Ineffective leadership is a long-standing reason for high attrition rates, and in today’s millennial-friendly landscape, the workplace is as much a place for self-actualization as it is to make money.
One of the most important unwritten duties of a leader is to inspire those under him or her. It is not just about completing a task – what’s needed is a democratization of effort, space where each employee feels valued and remains engaged enough to contribute similarly (or more) to the next item on the to-do list.
For this vision to become reality, managers must take the first step – this involves hands-on execution, beyond merely laying down the law.
Here are 5 actionables to help ‘walk the talk’ and keep employees motivated:
Assess policies before implementing them
Workplaces are often rife with unnecessary guidelines that only hinder productivity and make it difficult for employees to adhere, no matter the rank. The dress code customary for offsite sales personnel, for instance, isn’t required to be followed across the organization. The strict login and logout times allocated to customer support teams, don’t always translate to product development or marketing teams.
Managers must examine the viability of every new procedure or run the risk of being the first to break them.
Mention the rationale behind any restrictive policy
For any new policy, whether it is a mandate to log off at 5 pm every day or extra hours needed every weekend, the manager must convey the reasons, clearly. This keeps the entire team on the same footing and employees have a stronger driver for following the rules, beyond just the fact that they’ve been asked to.
Team leads often act as conduits between on-ground employees and senior management – their proactive approach is key to ensuring pan-organization transparency.
Avoid violating self-set norms
A simple rule of thumb but often the hardest to maintain, one must always practice what one preaches. Non-compliance by seniors could set a dangerous precedent, implicitly giving other employees a nod to do the same. Those committed to the mandate, however, would frown upon the breach and perceive the action critically.
To sustain a positive, relatable, and aspirational image, it’s essential for managers to earn their subordinates’ approval, and set the right example.
Explain any exception with an open, candid approach
Let’s say the company has revoked work-from-home opportunities two weeks before a major product release – it might so happen that an emergency forces the team lead to work remotely.

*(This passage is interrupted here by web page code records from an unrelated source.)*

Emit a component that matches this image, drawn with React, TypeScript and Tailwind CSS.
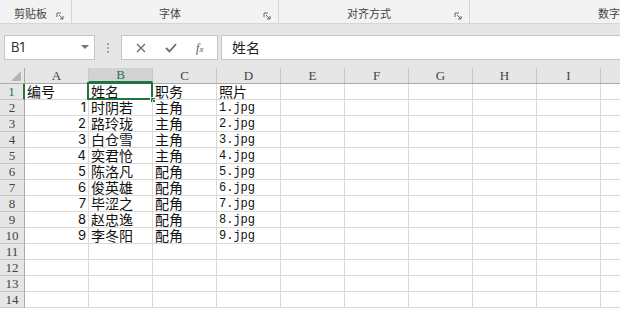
import React from "react";

const cols = ["A", "B", "C", "D", "E", "F", "G", "H", "I"];

const data: string[][] = [
  ["编号", "姓名", "职务", "照片"],
  ["1", "时阴若", "主角", "1.jpg"],
  ["2", "路玲珑", "主角", "2.jpg"],
  ["3", "白仓雪", "主角", "3.jpg"],
  ["4", "奕君怆", "主角", "4.jpg"],
  ["5", "陈洛凡", "配角", "5.jpg"],
  ["6", "俊英雄", "配角", "6.jpg"],
  ["7", "毕涩之", "配角", "7.jpg"],
  ["8", "赵忠逸", "配角", "8.jpg"],
  ["9", "李冬阳", "配角", "9.jpg"],
];

const sans = "font-['Inter','Noto_Sans_CJK_SC',sans-serif]";
const serif = "font-['Liberation_Serif','Noto_Sans_CJK_SC',serif]";
const mono = "font-['Liberation_Mono','Noto_Sans_CJK_SC',monospace]";

function Launcher() {
  return (
    <svg width="9" height="9" viewBox="0 0 9 9" className="text-[#666]">
      <path d="M1 1h4M1 1v4" stroke="currentColor" strokeWidth="1" fill="none" />
      <path d="M3 3l4 4M7 4v3H4" stroke="currentColor" strokeWidth="1" fill="none" />
    </svg>
  );
}

function RibbonGroup({ label, width, last }: { label: string; width: number; last?: boolean }) {
  return (
    <div
      className={`relative h-full flex items-end justify-center pb-[3px] pr-[10px] ${last ? "" : "border-r border-[#d4d4d4]"}`}
      style={{ width }}
    >
      <span className="text-[11px] text-[#444] leading-none">{label}</span>
      {!last && (
        <span className="absolute right-[6px] bottom-[2px]">
          <Launcher />
        </span>
      )}
    </div>
  );
}

export default function App() {
  return (
    <div className={`w-[620px] h-[309px] overflow-hidden bg-white ${sans}`}>
      {/* ribbon bottom */}
      <div className="h-[24px] bg-[#f3f3f3] border-b border-[#d6d6d6] flex">
        <RibbonGroup label="剪贴板" width={72} />
        <RibbonGroup label="字体" width={207} />
        <RibbonGroup label="对齐方式" width={191} />
        <div className="h-full flex items-end pb-[3px] pl-[128px]">
          <span className="text-[11px] text-[#444] leading-none whitespace-nowrap">数字</span>
        </div>
      </div>

      {/* formula bar */}
      <div className="h-[44px] bg-[#e6e6e6] flex items-start pt-[11px] pl-[4px]">
        <div className="w-[91px] h-[25px] bg-white border border-[#c6c6c6] flex items-center justify-between pl-[6px] pr-[5px]">
          <span className="text-[13px] text-[#333]">B1</span>
          <svg width="8" height="5" viewBox="0 0 8 5">
            <path d="M0 0h8L4 4z" fill="#777" />
          </svg>
        </div>
        <div className="w-[26px] h-[25px] flex flex-col items-center justify-center gap-[2px]">
          <span className="w-[2px] h-[2px] bg-[#aaa]" />
          <span className="w-[2px] h-[2px] bg-[#aaa]" />
          <span className="w-[2px] h-[2px] bg-[#aaa]" />
        </div>
        <div className="w-[97px] h-[25px] bg-white border border-[#c6c6c6] flex items-center justify-around px-[4px]">
          <svg width="10" height="10" viewBox="0 0 10 10">
            <path d="M1 1l8 8M9 1l-8 8" stroke="#6a6a6a" strokeWidth="1.3" />
          </svg>
          <svg width="12" height="10" viewBox="0 0 12 10">
            <path d="M1 5l3.5 3.5L11 1" stroke="#6a6a6a" strokeWidth="1.8" fill="none" />
          </svg>
          <span className={`${serif} italic text-[12px] text-[#555] leading-none`}>
            f<span className="text-[9px]">x</span>
          </span>
        </div>
        <div className="ml-[3px] flex-1 h-[25px] bg-white border border-[#c6c6c6] border-r-0 flex items-center pl-[10px]">
          <span className="text-[14px] text-[#222]">姓名</span>
        </div>
      </div>

      {/* column headers */}
      <div className="flex h-[16px] bg-[#e6e6e6] border-b border-[#ababab]">
        <div className="w-[25px] shrink-0 h-full border-r border-[#ababab] relative">
          <svg width="10" height="10" viewBox="0 0 10 10" className="absolute right-[3px] bottom-[2px]">
            <path d="M10 0v10H0z" fill="#b4b4b4" />
          </svg>
        </div>
        {cols.map((c) => (
          <div
            key={c}
            className={`w-[64px] shrink-0 h-full flex items-center justify-center border-r border-[#c8c8c8] ${serif} text-[13px] leading-none ${
              c === "B" ? "bg-[#d2d2d2] text-[#217346] border-b-2 border-b-[#217346]" : "text-[#444]"
            }`}
          >
            {c}
          </div>
        ))}
        <div className="flex-1" />
      </div>

      {/* rows */}
      {Array.from({ length: 14 }).map((_, r) => {
        const row = data[r];
        return (
          <div key={r} className="flex h-[16px]">
            <div
              className={`w-[25px] shrink-0 h-full flex items-center justify-center bg-[#e6e6e6] border-b border-[#c8c8c8] ${serif} text-[13px] leading-none ${
                r === 0 ? "bg-[#d2d2d2] text-[#217346] border-r-2 border-r-[#217346]" : "text-[#444] border-r border-r-[#ababab]"
              }`}
            >
              {r + 1}
            </div>
            {cols.map((c, ci) => {
              const v = row ? row[ci] : undefined;
              const isSel = r === 0 && ci === 1;
              const right = ci === 0 && r > 0;
              const isJpg = ci === 3 && r > 0;
              return (
                <div
                  key={c}
                  className={`relative w-[64px] shrink-0 h-full border-r border-b border-[#dadada] flex items-center whitespace-nowrap leading-none text-[#111] ${
                    right ? "justify-end pr-[2px] text-[13px]" : "pl-[2px] text-[14px]"
                  } ${isJpg ? `${mono} !text-[12px]` : ""}`}
                >
                  {v}
                  {isSel && (
                    <>
                      <span className="absolute left-[-2px] top-[-2px] right-[-1px] bottom-[-1px] border-2 border-[#217346] pointer-events-none" />
                      <span className="absolute right-[-4px] bottom-[-4px] w-[6px] h-[6px] bg-[#217346] border border-white" />
                    </>
                  )}
                </div>
              );
            })}
            <div className="flex-1 border-b border-[#dadada]" />
          </div>
        );
      })}
    </div>
  );
}
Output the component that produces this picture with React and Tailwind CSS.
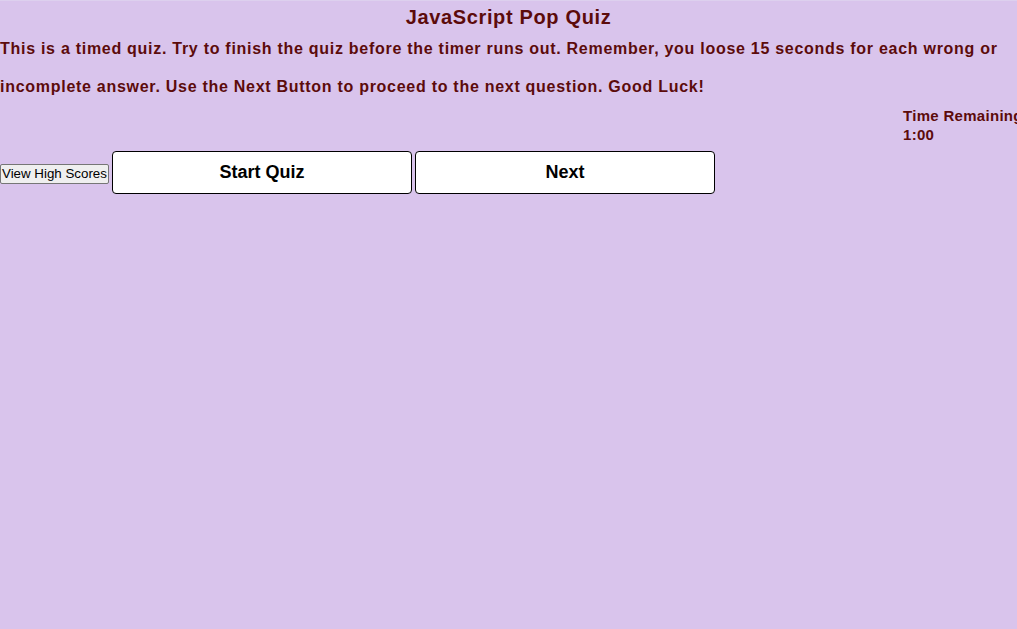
export default function App() {
  return (
    <div className="min-h-[629px] w-[1017px] overflow-hidden bg-[#d9c4ec] border-t border-[#ddd0ee] text-[#5c0b0b] font-['Liberation_Sans',Arial,sans-serif]">
      <h1 className="text-center text-[20px] font-bold leading-[24px] mt-[4px] tracking-[0.65px]">JavaScript Pop Quiz</h1>
      <p className="text-[16px] font-bold leading-[38px] mt-[1px] pr-[10px] tracking-[0.72px]">
        This is a timed quiz. Try to finish the quiz before the timer runs out. Remember, you loose 15 seconds for each wrong or incomplete answer. Use the Next Button to proceed to the next question. Good Luck!
      </p>
      <div className="pl-[903px] whitespace-nowrap text-[15px] font-bold leading-[19px] tracking-[0.3px]">
        <div>Time Remaining</div>
        <div>1:00</div>
      </div>
      <div className="flex items-baseline gap-[3px] mt-[7px]">
        <button className="text-[13.33px] leading-[16px] text-black bg-[#efefef] border border-[#767676] rounded-[2px] px-[1px] py-[1px] font-['Liberation_Sans',Arial,sans-serif]">
          View High Scores
        </button>
        <button className="w-[300px] h-[43px] bg-white border border-black rounded-[4px] text-black text-[18px] font-bold">Start Quiz</button>
        <button className="w-[300px] h-[43px] bg-white border border-black rounded-[4px] text-black text-[18px] font-bold">Next</button>
      </div>
    </div>
  );
}
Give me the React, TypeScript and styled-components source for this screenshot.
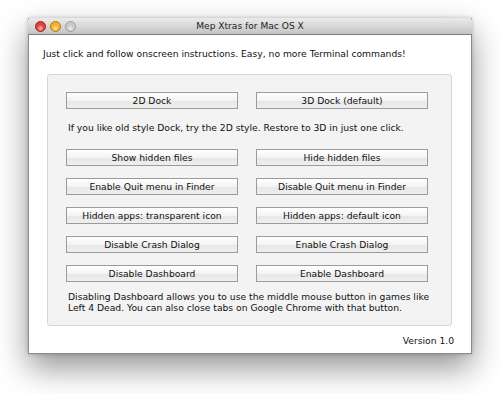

In such instances, it’s important for all employees to be given ample notice and an honest explanation of the causes. If the manager goes out of his way to follow the mandate at least to some extent, even when it’s a struggle, his or her colleagues would respond positively.
Have discussions on violations within the team, internally
If an employee flouts the norm, its ideal to discuss it internally before taking an official stance – especially if it’s a one-off. Repeated violations could indicate deeper challenges, that perhaps the principle is flawed at the very roots and might need to be repealed.
It’s only honest conversations within the team that can point the way forward.
After Fitzgerald’s exit from the CDC, experts called into question the impact of leadership on company moves and employee behavior. While she did not cross any legal lines, a position of responsibility comes with its own set of boundaries, written and unwritten.
“As leaders believing and supporting our firm’s mission is critical to intentional leadership. Leaders must make mindful decisions regarding interactions with others, habits, and purchasing behavior. In the case of CDC Director Brenda Fitzgerald, I wonder if that decision was hers or a financial planner?
Either way, ethically, all supporting her decisions should have been given clear guidelines and limitations around stock purchases,” concluded Kerry Wekelo, HR Director at Actualize Consulting.